Why not use a table instead of a materialized view?

One of the biggest benefit of using a materialized view is that Oracle takes care of keeping the data in sync. If you have a separate aggregate table, you are responsible for keeping the data synchronized. That generally requires a reasonable amount of code and a decent amount of testing and most organizations manage to make mistakes that leave holes that cause the aggregate table to get out of sync. This is particularly true when you try to implement incremental refreshes of the aggregate table.

Another major benefit is that, depending on the settings, Oracle can use query rewrite to use materialized views when users issue queries against base tables. So, for example, if you have a bunch of existing reports against a detail table that produce daily, monthly, and yearly aggregate results, you can create a materialized view on the base table that aggregates the data at a daily level and the optimizer can utilize that materialized view for all your existing queries. This makes it much easier to optimize reporting workloads in a data warehouse without trying to go and rewrite dozens of reports to use your new aggregate table or to mess with DBMS_ADVANCED_REWRITE to force your own rewrites of the queries.

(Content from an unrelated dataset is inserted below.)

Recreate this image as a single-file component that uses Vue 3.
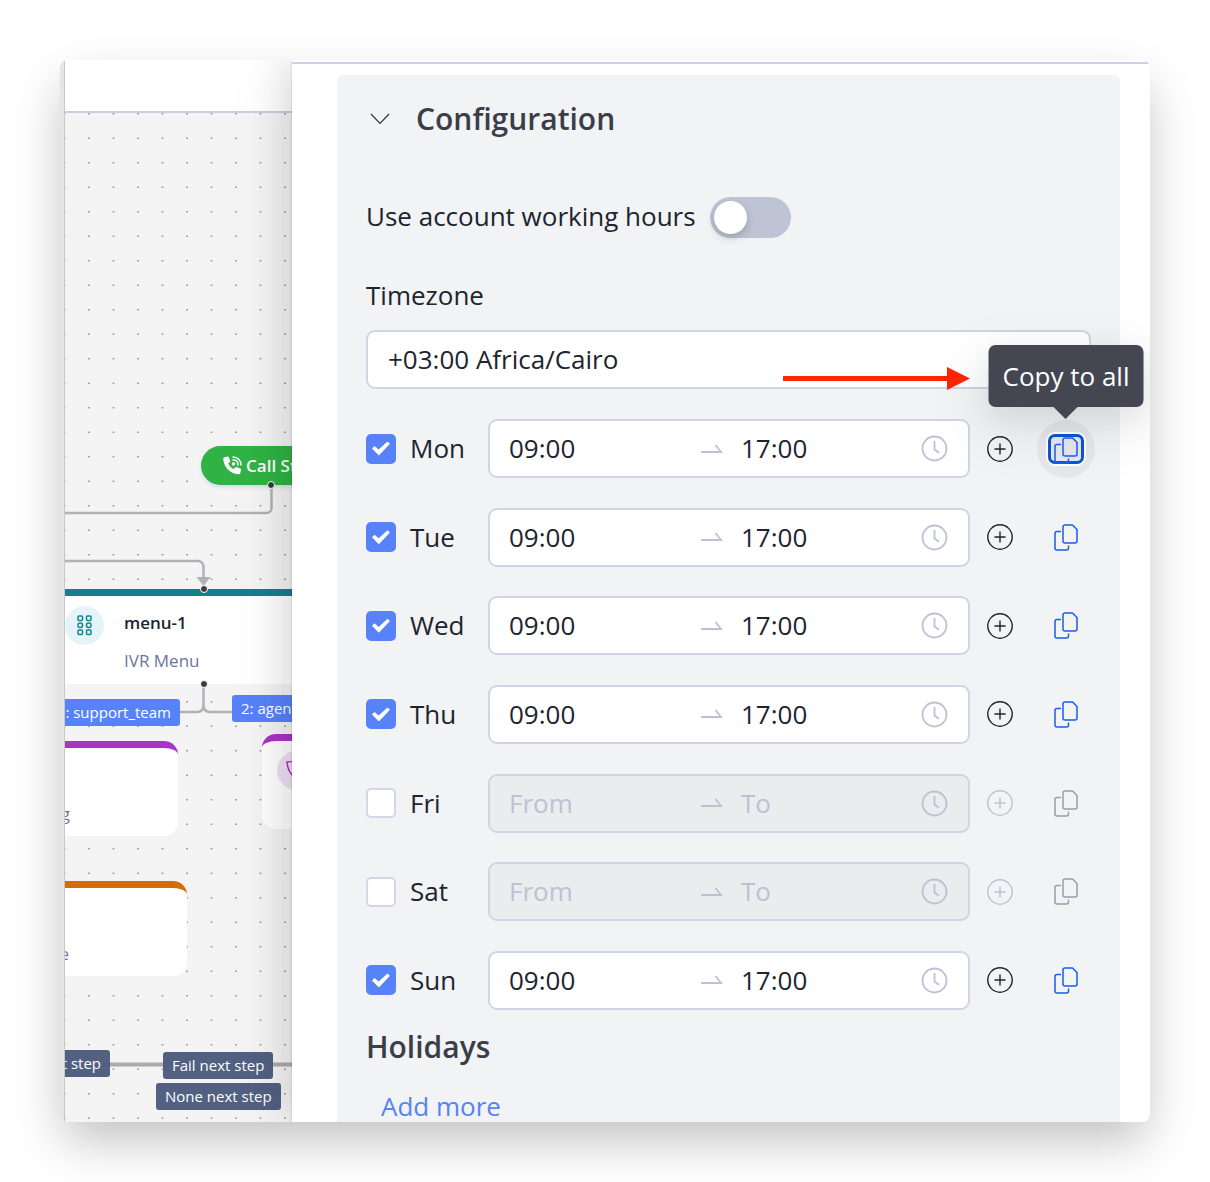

Materialized Views are automatically updated as their base tables are updated.


One good case for using MVs is that some times you want to aggregate data and get this summary information from large tables frequently and quickly. Without materialized views, you have to either deonormalize some of your tables and maintain the aggregates via code or repeatedly scan large sets of rows. Either way is not always acceptable specially with dashboard and similar online applications. If you keep the results in a separate tables, you complicate your application code and as @Justin Cave says, you will be in charge of making sure that the manually aggregated data is in synch. with the original table's data.